Carico di suggestioni e di spunti operativi per un coworking librarian è infine il ruolo attribuito al bibliotecario da David Lankes, che egli definisce ‘facilitatore della comunità’ perché insieme agli utenti, anzi ai membri delle community di riferimento, traccia i percorsi per un miglioramento della società e quindi anche del mondo del lavoro. “Il valore del bibliotecario si trova nelle scuole, dove i bibliotecari specialisti di multimedia preparano il nostro futuro insegnando ai bambini; si trova nel bibliotecario che all’interno delle stanze del potere assicura la libertà di informazione; il valore del bibliotecario si può vedere nelle aziende, negli ospedali, negli studi legali, negli uffici dei trasporti e nei college sparsi in tutto il mondo.
Anche se gli è stato attribuito un settore di servizio limitato ed è rimasto nascosto finora dietro un’immagine stereotipata, esclusiva e romantica, è tempo che questo nobile valore del bibliotecario risplenda e venga messo in evidenza nella nostra società”. Certo, il valore del bibliotecario si può esprimere anche all’interno dei coworking se si inserisce consapevolmente nei processi di creazione della conoscenza.
5 - Conclusioni. Il bibliotecario, sia che abbia un coworking in biblioteca o che ne frequenti uno tra le migliaia esistenti nel mondo, dovrà possedere un insieme di conoscenze, competenze e abilità maturate attraverso appositi studi disciplinari ed esperienze professionali, spendibili nell’ambito del lavoro collaborativo e della produzione immateriale. Dovrà essere competente nell’analisi del contesto; nella scelta degli spazi, nell’arredamento, nell’allestimento delle postazioni; nell’acquisizione e il trattamento delle collezioni; nell’erogazione di servizi di reference e formazione; nella gestione delle community e delle competenze professionali; nella classificazione di idee, conversazioni, vocabolari, progetti; nelle politiche di accesso e possesso della proprietà intellettuale; nella scrittura, l’editing, la creazione, la traduzione di documenti, report personalizzati, rassegne stampa e profili aziendali.
Giungiamo così al termine di questo primo parziale mosaico raffigurante il bibliotecario coworker, consapevoli che forse è peregrino al momento pensare - soprattutto in termini di investimento - a un reale sviluppo significativo del coworking nelle istituzioni bibliotecarie italiane, come lo è altrettanto pensare che le amministrazioni pubbliche decidano di incorporare dei bibliotecari (in azienda, nei coworking, nei gruppi di studio e ricerca); è fattibilissimo invece affittare in autonomia una scrivania in uno di questi spazi e tentare di costruire la propria esperienza professionale insieme a decine di altri professionisti impegnati in settori diversi dal nostro ma aperti al dialogo.

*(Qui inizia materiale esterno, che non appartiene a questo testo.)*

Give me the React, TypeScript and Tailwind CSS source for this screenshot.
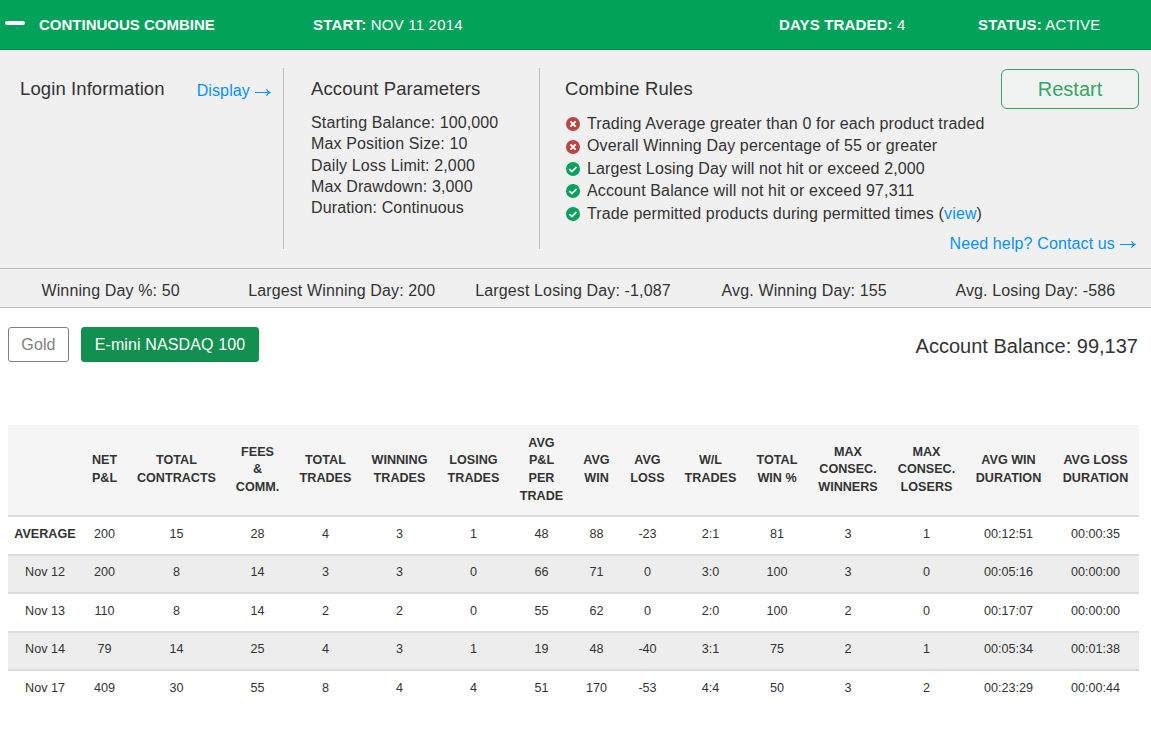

I bibliotecari con il loro bagaglio disciplinare e professionale sono in grado di accompagnare la comunità operosa (freelance, lavoratori dipendenti, imprese, precari) a uscire dal localismo, proiettando il tessuto produttivo verso hub più ampi, verso conoscenze più complesse, facilitando il rapporto con le università e il mondo della ricerca, poiché i bibliotecari e le biblioteche sono – anche storicamente – i soggetti protagonisti dell’ibridazione dei saperi formali e disciplinari con i saperi contestuali dei territori.
Come ha suggerito Giovanni Di Domenico, riprendendo il concetto di relianza di Edgar Morin - cioè la capacità di contestualizzare le informazioni, trasformarle in conoscenza, e collegare le diverse conoscenze tra loro - è necessario ricomporre il sapere frammentato, disperso nei territori, dando l’opportunità, secondo me, anche a imprenditori e professionisti di cogliere con maggior successo la complessità e la globalità dei problemi.